Source data:

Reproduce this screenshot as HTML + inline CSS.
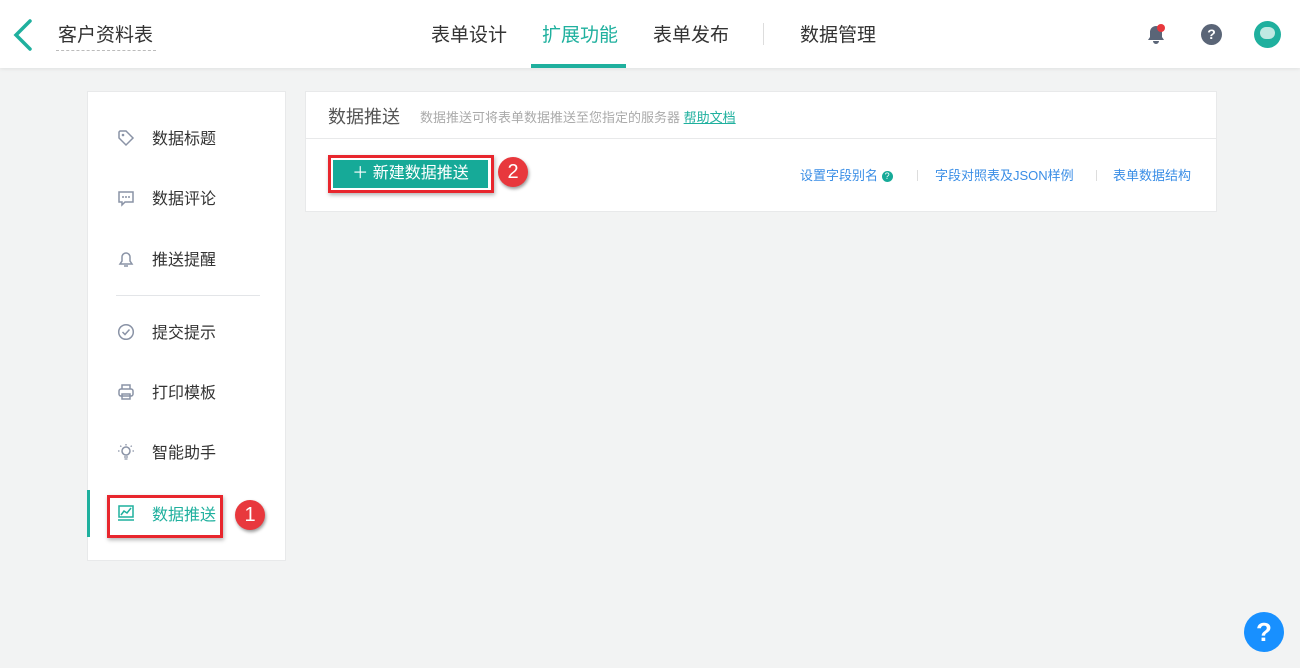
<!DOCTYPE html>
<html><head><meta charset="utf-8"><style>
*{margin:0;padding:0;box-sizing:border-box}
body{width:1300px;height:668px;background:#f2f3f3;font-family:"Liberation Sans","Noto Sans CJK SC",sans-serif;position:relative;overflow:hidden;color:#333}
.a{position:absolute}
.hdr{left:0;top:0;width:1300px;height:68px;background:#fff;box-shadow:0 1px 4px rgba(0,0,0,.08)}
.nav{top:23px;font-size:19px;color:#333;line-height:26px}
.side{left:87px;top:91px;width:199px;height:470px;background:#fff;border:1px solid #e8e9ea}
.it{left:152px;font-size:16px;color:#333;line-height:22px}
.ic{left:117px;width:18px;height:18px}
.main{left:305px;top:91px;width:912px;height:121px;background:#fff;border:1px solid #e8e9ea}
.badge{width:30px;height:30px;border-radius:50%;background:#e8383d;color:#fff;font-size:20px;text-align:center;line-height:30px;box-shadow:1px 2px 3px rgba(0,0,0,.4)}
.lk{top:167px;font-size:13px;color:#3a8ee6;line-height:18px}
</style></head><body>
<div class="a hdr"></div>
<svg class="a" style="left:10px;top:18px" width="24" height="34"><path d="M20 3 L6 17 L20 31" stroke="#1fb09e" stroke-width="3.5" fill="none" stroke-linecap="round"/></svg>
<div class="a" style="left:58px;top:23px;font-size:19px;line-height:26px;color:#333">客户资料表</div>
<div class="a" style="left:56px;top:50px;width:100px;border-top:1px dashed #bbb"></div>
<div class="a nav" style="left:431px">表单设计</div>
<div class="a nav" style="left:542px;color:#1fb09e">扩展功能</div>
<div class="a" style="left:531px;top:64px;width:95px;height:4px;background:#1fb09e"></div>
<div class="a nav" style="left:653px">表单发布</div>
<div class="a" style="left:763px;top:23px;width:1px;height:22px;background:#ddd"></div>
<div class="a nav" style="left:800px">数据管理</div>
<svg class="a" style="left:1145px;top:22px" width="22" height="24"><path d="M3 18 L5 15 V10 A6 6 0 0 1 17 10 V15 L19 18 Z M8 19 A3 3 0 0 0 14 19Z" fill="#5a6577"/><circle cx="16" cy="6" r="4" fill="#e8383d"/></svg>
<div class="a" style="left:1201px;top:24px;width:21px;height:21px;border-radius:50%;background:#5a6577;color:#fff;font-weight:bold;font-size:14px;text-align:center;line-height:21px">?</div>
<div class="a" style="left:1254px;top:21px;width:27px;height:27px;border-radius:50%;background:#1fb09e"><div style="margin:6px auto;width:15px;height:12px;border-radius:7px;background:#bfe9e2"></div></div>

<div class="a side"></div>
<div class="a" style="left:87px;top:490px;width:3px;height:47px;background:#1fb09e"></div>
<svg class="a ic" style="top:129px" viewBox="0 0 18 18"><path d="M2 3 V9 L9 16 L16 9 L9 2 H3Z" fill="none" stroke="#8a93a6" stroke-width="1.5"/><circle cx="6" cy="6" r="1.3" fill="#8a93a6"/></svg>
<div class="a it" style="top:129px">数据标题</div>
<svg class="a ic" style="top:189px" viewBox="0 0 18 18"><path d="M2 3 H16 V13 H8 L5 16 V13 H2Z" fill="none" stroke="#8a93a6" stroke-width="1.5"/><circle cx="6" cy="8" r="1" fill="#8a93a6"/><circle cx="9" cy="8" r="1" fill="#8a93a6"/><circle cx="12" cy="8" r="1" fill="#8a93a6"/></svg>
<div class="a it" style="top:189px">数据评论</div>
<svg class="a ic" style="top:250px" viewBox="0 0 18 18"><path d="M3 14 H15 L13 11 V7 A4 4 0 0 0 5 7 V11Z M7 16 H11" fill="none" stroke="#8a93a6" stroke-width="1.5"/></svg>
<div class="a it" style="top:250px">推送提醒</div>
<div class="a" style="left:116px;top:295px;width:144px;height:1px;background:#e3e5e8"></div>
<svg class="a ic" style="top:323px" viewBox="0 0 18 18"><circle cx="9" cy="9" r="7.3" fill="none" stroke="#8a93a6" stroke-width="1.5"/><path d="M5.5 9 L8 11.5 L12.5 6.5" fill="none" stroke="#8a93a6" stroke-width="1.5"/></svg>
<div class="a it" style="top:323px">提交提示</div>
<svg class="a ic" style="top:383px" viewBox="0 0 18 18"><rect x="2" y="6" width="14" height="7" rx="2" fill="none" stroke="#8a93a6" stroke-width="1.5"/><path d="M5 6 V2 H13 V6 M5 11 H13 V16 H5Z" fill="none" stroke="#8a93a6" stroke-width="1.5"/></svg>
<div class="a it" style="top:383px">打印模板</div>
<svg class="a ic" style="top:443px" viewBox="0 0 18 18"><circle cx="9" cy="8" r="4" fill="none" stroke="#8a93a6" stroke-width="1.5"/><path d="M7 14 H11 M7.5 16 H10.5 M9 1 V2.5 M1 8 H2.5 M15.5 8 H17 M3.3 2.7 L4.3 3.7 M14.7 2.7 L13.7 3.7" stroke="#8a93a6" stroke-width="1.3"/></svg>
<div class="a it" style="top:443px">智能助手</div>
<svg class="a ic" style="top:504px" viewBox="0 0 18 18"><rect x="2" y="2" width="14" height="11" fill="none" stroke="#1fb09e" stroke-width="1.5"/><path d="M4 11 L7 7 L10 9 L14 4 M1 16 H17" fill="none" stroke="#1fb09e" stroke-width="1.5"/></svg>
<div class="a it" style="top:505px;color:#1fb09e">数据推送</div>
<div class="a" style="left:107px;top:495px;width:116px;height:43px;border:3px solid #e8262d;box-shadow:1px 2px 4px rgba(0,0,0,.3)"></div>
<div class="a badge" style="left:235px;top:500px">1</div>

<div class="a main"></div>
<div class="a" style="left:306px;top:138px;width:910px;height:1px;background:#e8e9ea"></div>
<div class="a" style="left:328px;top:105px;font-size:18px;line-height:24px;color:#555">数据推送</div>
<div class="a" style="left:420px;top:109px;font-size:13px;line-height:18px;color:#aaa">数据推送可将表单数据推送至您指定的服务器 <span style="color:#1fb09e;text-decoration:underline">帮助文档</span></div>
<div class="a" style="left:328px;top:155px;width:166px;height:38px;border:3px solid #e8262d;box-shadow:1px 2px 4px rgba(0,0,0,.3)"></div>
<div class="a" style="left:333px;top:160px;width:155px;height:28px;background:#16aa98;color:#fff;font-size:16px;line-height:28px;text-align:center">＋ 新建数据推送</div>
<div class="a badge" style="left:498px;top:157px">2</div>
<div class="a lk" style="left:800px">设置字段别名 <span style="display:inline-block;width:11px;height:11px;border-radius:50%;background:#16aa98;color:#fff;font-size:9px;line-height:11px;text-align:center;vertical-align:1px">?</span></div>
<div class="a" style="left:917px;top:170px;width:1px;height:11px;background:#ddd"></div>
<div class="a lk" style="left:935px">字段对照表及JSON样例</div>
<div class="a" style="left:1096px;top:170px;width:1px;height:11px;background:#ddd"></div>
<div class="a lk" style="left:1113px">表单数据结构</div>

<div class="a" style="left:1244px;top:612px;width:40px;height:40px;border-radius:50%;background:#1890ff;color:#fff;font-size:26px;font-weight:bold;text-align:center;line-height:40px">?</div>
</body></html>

Objective: Could you repeat all of the material exactly? Pictures should not be copied.

Expected output:
Reproduce this screenshot as HTML + inline CSS.
<!DOCTYPE html>
<html><head><meta charset="utf-8"><style>
*{margin:0;padding:0;box-sizing:border-box}
body{width:1300px;height:668px;background:#f2f3f3;font-family:"Liberation Sans","Noto Sans CJK SC",sans-serif;position:relative;overflow:hidden;color:#333}
.a{position:absolute}
.hdr{left:0;top:0;width:1300px;height:68px;background:#fff;box-shadow:0 1px 4px rgba(0,0,0,.08)}
.nav{top:23px;font-size:19px;color:#333;line-height:26px}
.side{left:87px;top:91px;width:199px;height:470px;background:#fff;border:1px solid #e8e9ea}
.it{left:152px;font-size:16px;color:#333;line-height:22px}
.ic{left:117px;width:18px;height:18px}
.main{left:305px;top:91px;width:912px;height:121px;background:#fff;border:1px solid #e8e9ea}
.badge{width:30px;height:30px;border-radius:50%;background:#e8383d;color:#fff;font-size:20px;text-align:center;line-height:30px;box-shadow:1px 2px 3px rgba(0,0,0,.4)}
.lk{top:167px;font-size:13px;color:#3a8ee6;line-height:18px}
</style></head><body>
<div class="a hdr"></div>
<svg class="a" style="left:10px;top:18px" width="24" height="34"><path d="M20 3 L6 17 L20 31" stroke="#1fb09e" stroke-width="3.5" fill="none" stroke-linecap="round"/></svg>
<div class="a" style="left:58px;top:23px;font-size:19px;line-height:26px;color:#333">客户资料表</div>
<div class="a" style="left:56px;top:50px;width:100px;border-top:1px dashed #bbb"></div>
<div class="a nav" style="left:431px">表单设计</div>
<div class="a nav" style="left:542px;color:#1fb09e">扩展功能</div>
<div class="a" style="left:531px;top:64px;width:95px;height:4px;background:#1fb09e"></div>
<div class="a nav" style="left:653px">表单发布</div>
<div class="a" style="left:763px;top:23px;width:1px;height:22px;background:#ddd"></div>
<div class="a nav" style="left:800px">数据管理</div>
<svg class="a" style="left:1145px;top:22px" width="22" height="24"><path d="M3 18 L5 15 V10 A6 6 0 0 1 17 10 V15 L19 18 Z M8 19 A3 3 0 0 0 14 19Z" fill="#5a6577"/><circle cx="16" cy="6" r="4" fill="#e8383d"/></svg>
<div class="a" style="left:1201px;top:24px;width:21px;height:21px;border-radius:50%;background:#5a6577;color:#fff;font-weight:bold;font-size:14px;text-align:center;line-height:21px">?</div>
<div class="a" style="left:1254px;top:21px;width:27px;height:27px;border-radius:50%;background:#1fb09e"><div style="margin:6px auto;width:15px;height:12px;border-radius:7px;background:#bfe9e2"></div></div>

<div class="a side"></div>
<div class="a" style="left:87px;top:490px;width:3px;height:47px;background:#1fb09e"></div>
<svg class="a ic" style="top:129px" viewBox="0 0 18 18"><path d="M2 3 V9 L9 16 L16 9 L9 2 H3Z" fill="none" stroke="#8a93a6" stroke-width="1.5"/><circle cx="6" cy="6" r="1.3" fill="#8a93a6"/></svg>
<div class="a it" style="top:129px">数据标题</div>
<svg class="a ic" style="top:189px" viewBox="0 0 18 18"><path d="M2 3 H16 V13 H8 L5 16 V13 H2Z" fill="none" stroke="#8a93a6" stroke-width="1.5"/><circle cx="6" cy="8" r="1" fill="#8a93a6"/><circle cx="9" cy="8" r="1" fill="#8a93a6"/><circle cx="12" cy="8" r="1" fill="#8a93a6"/></svg>
<div class="a it" style="top:189px">数据评论</div>
<svg class="a ic" style="top:250px" viewBox="0 0 18 18"><path d="M3 14 H15 L13 11 V7 A4 4 0 0 0 5 7 V11Z M7 16 H11" fill="none" stroke="#8a93a6" stroke-width="1.5"/></svg>
<div class="a it" style="top:250px">推送提醒</div>
<div class="a" style="left:116px;top:295px;width:144px;height:1px;background:#e3e5e8"></div>
<svg class="a ic" style="top:323px" viewBox="0 0 18 18"><circle cx="9" cy="9" r="7.3" fill="none" stroke="#8a93a6" stroke-width="1.5"/><path d="M5.5 9 L8 11.5 L12.5 6.5" fill="none" stroke="#8a93a6" stroke-width="1.5"/></svg>
<div class="a it" style="top:323px">提交提示</div>
<svg class="a ic" style="top:383px" viewBox="0 0 18 18"><rect x="2" y="6" width="14" height="7" rx="2" fill="none" stroke="#8a93a6" stroke-width="1.5"/><path d="M5 6 V2 H13 V6 M5 11 H13 V16 H5Z" fill="none" stroke="#8a93a6" stroke-width="1.5"/></svg>
<div class="a it" style="top:383px">打印模板</div>
<svg class="a ic" style="top:443px" viewBox="0 0 18 18"><circle cx="9" cy="8" r="4" fill="none" stroke="#8a93a6" stroke-width="1.5"/><path d="M7 14 H11 M7.5 16 H10.5 M9 1 V2.5 M1 8 H2.5 M15.5 8 H17 M3.3 2.7 L4.3 3.7 M14.7 2.7 L13.7 3.7" stroke="#8a93a6" stroke-width="1.3"/></svg>
<div class="a it" style="top:443px">智能助手</div>
<svg class="a ic" style="top:504px" viewBox="0 0 18 18"><rect x="2" y="2" width="14" height="11" fill="none" stroke="#1fb09e" stroke-width="1.5"/><path d="M4 11 L7 7 L10 9 L14 4 M1 16 H17" fill="none" stroke="#1fb09e" stroke-width="1.5"/></svg>
<div class="a it" style="top:505px;color:#1fb09e">数据推送</div>
<div class="a" style="left:107px;top:495px;width:116px;height:43px;border:3px solid #e8262d;box-shadow:1px 2px 4px rgba(0,0,0,.3)"></div>
<div class="a badge" style="left:235px;top:500px">1</div>

<div class="a main"></div>
<div class="a" style="left:306px;top:138px;width:910px;height:1px;background:#e8e9ea"></div>
<div class="a" style="left:328px;top:105px;font-size:18px;line-height:24px;color:#555">数据推送</div>
<div class="a" style="left:420px;top:109px;font-size:13px;line-height:18px;color:#aaa">数据推送可将表单数据推送至您指定的服务器 <span style="color:#1fb09e;text-decoration:underline">帮助文档</span></div>
<div class="a" style="left:328px;top:155px;width:166px;height:38px;border:3px solid #e8262d;box-shadow:1px 2px 4px rgba(0,0,0,.3)"></div>
<div class="a" style="left:333px;top:160px;width:155px;height:28px;background:#16aa98;color:#fff;font-size:16px;line-height:28px;text-align:center">＋ 新建数据推送</div>
<div class="a badge" style="left:498px;top:157px">2</div>
<div class="a lk" style="left:800px">设置字段别名 <span style="display:inline-block;width:11px;height:11px;border-radius:50%;background:#16aa98;color:#fff;font-size:9px;line-height:11px;text-align:center;vertical-align:1px">?</span></div>
<div class="a" style="left:917px;top:170px;width:1px;height:11px;background:#ddd"></div>
<div class="a lk" style="left:935px">字段对照表及JSON样例</div>
<div class="a" style="left:1096px;top:170px;width:1px;height:11px;background:#ddd"></div>
<div class="a lk" style="left:1113px">表单数据结构</div>

<div class="a" style="left:1244px;top:612px;width:40px;height:40px;border-radius:50%;background:#1890ff;color:#fff;font-size:26px;font-weight:bold;text-align:center;line-height:40px">?</div>
</body></html>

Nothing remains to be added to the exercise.